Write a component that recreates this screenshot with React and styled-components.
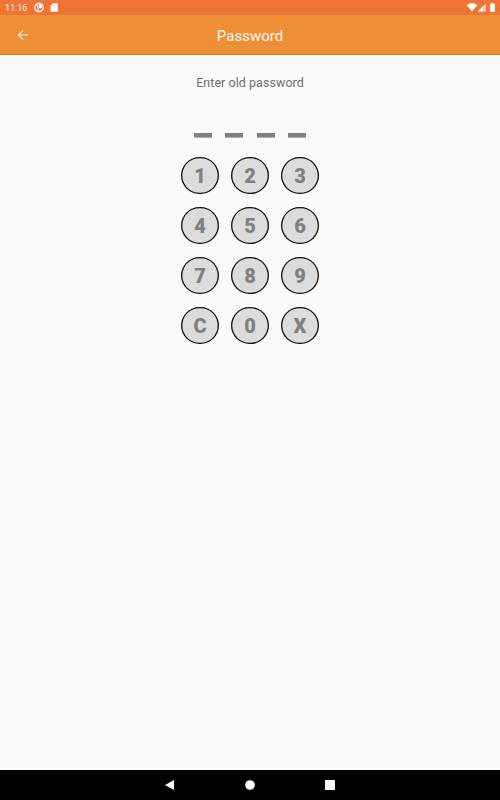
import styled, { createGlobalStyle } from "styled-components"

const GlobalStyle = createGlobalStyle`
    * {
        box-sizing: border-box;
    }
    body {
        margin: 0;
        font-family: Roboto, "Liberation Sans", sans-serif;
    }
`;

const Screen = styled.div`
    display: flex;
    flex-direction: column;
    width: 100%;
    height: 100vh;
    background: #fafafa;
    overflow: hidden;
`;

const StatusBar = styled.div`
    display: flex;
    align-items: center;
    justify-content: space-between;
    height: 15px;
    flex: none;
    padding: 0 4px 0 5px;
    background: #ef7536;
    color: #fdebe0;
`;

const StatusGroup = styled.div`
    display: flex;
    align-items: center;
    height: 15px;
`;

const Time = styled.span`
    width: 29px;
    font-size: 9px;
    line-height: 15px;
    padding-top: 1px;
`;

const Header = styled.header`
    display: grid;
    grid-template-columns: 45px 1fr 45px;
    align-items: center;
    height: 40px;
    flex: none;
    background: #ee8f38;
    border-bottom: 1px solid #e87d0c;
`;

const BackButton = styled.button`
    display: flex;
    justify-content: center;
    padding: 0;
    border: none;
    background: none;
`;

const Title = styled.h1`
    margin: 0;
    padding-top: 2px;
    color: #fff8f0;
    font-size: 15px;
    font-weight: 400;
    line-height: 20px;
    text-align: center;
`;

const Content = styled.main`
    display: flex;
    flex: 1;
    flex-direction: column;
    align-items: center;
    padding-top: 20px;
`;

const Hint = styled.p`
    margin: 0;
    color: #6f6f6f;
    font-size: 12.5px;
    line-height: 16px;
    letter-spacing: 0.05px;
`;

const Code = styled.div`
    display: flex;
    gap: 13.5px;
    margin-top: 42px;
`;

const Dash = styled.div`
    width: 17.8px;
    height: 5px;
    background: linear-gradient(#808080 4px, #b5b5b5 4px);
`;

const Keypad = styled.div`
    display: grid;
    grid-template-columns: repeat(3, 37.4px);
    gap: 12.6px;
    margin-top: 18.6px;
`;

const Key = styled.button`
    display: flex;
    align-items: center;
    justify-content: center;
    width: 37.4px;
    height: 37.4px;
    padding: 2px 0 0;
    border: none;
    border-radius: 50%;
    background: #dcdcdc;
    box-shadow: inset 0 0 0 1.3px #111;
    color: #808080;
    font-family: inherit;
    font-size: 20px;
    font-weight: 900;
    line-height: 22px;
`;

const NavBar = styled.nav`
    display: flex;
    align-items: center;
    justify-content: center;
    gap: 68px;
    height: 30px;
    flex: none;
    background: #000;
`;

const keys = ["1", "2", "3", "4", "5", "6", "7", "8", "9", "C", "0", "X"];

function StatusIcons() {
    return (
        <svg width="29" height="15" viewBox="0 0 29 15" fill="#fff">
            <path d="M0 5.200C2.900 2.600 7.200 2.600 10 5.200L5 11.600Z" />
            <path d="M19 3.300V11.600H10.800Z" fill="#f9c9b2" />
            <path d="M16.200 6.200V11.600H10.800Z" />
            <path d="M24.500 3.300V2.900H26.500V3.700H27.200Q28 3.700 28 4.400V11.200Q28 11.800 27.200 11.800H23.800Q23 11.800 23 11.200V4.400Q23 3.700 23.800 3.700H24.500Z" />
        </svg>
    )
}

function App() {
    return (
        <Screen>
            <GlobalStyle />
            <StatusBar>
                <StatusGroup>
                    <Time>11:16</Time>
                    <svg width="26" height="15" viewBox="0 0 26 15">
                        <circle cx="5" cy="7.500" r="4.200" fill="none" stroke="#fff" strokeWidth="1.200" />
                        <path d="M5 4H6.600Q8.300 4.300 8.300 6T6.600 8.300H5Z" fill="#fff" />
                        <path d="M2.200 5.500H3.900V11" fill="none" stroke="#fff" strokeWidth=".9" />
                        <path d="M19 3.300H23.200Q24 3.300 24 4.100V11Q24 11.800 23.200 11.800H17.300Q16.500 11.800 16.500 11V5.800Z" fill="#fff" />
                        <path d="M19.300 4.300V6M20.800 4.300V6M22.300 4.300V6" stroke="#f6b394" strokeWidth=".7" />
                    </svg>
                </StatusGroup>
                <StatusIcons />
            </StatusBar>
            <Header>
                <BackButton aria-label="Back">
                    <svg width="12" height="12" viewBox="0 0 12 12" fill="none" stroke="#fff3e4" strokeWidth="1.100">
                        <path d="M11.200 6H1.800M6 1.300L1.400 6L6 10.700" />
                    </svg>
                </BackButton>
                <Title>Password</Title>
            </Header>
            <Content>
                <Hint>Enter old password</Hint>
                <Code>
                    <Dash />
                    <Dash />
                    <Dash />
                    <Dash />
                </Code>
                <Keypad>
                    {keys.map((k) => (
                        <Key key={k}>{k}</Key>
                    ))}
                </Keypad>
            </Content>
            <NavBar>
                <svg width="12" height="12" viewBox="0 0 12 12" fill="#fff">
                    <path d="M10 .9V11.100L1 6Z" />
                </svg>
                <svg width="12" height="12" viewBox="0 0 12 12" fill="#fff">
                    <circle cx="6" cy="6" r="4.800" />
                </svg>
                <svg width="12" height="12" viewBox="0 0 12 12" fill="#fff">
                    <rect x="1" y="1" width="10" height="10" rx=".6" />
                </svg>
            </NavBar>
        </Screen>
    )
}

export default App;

----------

DIRECTION: Write out the whole listing again, exactly, with no pictures.

RESULT OF THE TASK:
Write a component that recreates this screenshot with React and styled-components.
import styled, { createGlobalStyle } from "styled-components"

const GlobalStyle = createGlobalStyle`
    * {
        box-sizing: border-box;
    }
    body {
        margin: 0;
        font-family: Roboto, "Liberation Sans", sans-serif;
    }
`;

const Screen = styled.div`
    display: flex;
    flex-direction: column;
    width: 100%;
    height: 100vh;
    background: #fafafa;
    overflow: hidden;
`;

const StatusBar = styled.div`
    display: flex;
    align-items: center;
    justify-content: space-between;
    height: 15px;
    flex: none;
    padding: 0 4px 0 5px;
    background: #ef7536;
    color: #fdebe0;
`;

const StatusGroup = styled.div`
    display: flex;
    align-items: center;
    height: 15px;
`;

const Time = styled.span`
    width: 29px;
    font-size: 9px;
    line-height: 15px;
    padding-top: 1px;
`;

const Header = styled.header`
    display: grid;
    grid-template-columns: 45px 1fr 45px;
    align-items: center;
    height: 40px;
    flex: none;
    background: #ee8f38;
    border-bottom: 1px solid #e87d0c;
`;

const BackButton = styled.button`
    display: flex;
    justify-content: center;
    padding: 0;
    border: none;
    background: none;
`;

const Title = styled.h1`
    margin: 0;
    padding-top: 2px;
    color: #fff8f0;
    font-size: 15px;
    font-weight: 400;
    line-height: 20px;
    text-align: center;
`;

const Content = styled.main`
    display: flex;
    flex: 1;
    flex-direction: column;
    align-items: center;
    padding-top: 20px;
`;

const Hint = styled.p`
    margin: 0;
    color: #6f6f6f;
    font-size: 12.5px;
    line-height: 16px;
    letter-spacing: 0.05px;
`;

const Code = styled.div`
    display: flex;
    gap: 13.5px;
    margin-top: 42px;
`;

const Dash = styled.div`
    width: 17.8px;
    height: 5px;
    background: linear-gradient(#808080 4px, #b5b5b5 4px);
`;

const Keypad = styled.div`
    display: grid;
    grid-template-columns: repeat(3, 37.4px);
    gap: 12.6px;
    margin-top: 18.6px;
`;

const Key = styled.button`
    display: flex;
    align-items: center;
    justify-content: center;
    width: 37.4px;
    height: 37.4px;
    padding: 2px 0 0;
    border: none;
    border-radius: 50%;
    background: #dcdcdc;
    box-shadow: inset 0 0 0 1.3px #111;
    color: #808080;
    font-family: inherit;
    font-size: 20px;
    font-weight: 900;
    line-height: 22px;
`;

const NavBar = styled.nav`
    display: flex;
    align-items: center;
    justify-content: center;
    gap: 68px;
    height: 30px;
    flex: none;
    background: #000;
`;

const keys = ["1", "2", "3", "4", "5", "6", "7", "8", "9", "C", "0", "X"];

function StatusIcons() {
    return (
        <svg width="29" height="15" viewBox="0 0 29 15" fill="#fff">
            <path d="M0 5.200C2.900 2.600 7.200 2.600 10 5.200L5 11.600Z" />
            <path d="M19 3.300V11.600H10.800Z" fill="#f9c9b2" />
            <path d="M16.200 6.200V11.600H10.800Z" />
            <path d="M24.500 3.300V2.900H26.500V3.700H27.200Q28 3.700 28 4.400V11.200Q28 11.800 27.200 11.800H23.800Q23 11.800 23 11.200V4.400Q23 3.700 23.800 3.700H24.500Z" />
        </svg>
    )
}

function App() {
    return (
        <Screen>
            <GlobalStyle />
            <StatusBar>
                <StatusGroup>
                    <Time>11:16</Time>
                    <svg width="26" height="15" viewBox="0 0 26 15">
                        <circle cx="5" cy="7.500" r="4.200" fill="none" stroke="#fff" strokeWidth="1.200" />
                        <path d="M5 4H6.600Q8.300 4.300 8.300 6T6.600 8.300H5Z" fill="#fff" />
                        <path d="M2.200 5.500H3.900V11" fill="none" stroke="#fff" strokeWidth=".9" />
                        <path d="M19 3.300H23.200Q24 3.300 24 4.100V11Q24 11.800 23.200 11.800H17.300Q16.500 11.800 16.500 11V5.800Z" fill="#fff" />
                        <path d="M19.300 4.300V6M20.800 4.300V6M22.300 4.300V6" stroke="#f6b394" strokeWidth=".7" />
                    </svg>
                </StatusGroup>
                <StatusIcons />
            </StatusBar>
            <Header>
                <BackButton aria-label="Back">
                    <svg width="12" height="12" viewBox="0 0 12 12" fill="none" stroke="#fff3e4" strokeWidth="1.100">
                        <path d="M11.200 6H1.800M6 1.300L1.400 6L6 10.700" />
                    </svg>
                </BackButton>
                <Title>Password</Title>
            </Header>
            <Content>
                <Hint>Enter old password</Hint>
                <Code>
                    <Dash />
                    <Dash />
                    <Dash />
                    <Dash />
                </Code>
                <Keypad>
                    {keys.map((k) => (
                        <Key key={k}>{k}</Key>
                    ))}
                </Keypad>
            </Content>
            <NavBar>
                <svg width="12" height="12" viewBox="0 0 12 12" fill="#fff">
                    <path d="M10 .9V11.100L1 6Z" />
                </svg>
                <svg width="12" height="12" viewBox="0 0 12 12" fill="#fff">
                    <circle cx="6" cy="6" r="4.800" />
                </svg>
                <svg width="12" height="12" viewBox="0 0 12 12" fill="#fff">
                    <rect x="1" y="1" width="10" height="10" rx=".6" />
                </svg>
            </NavBar>
        </Screen>
    )
}

export default App;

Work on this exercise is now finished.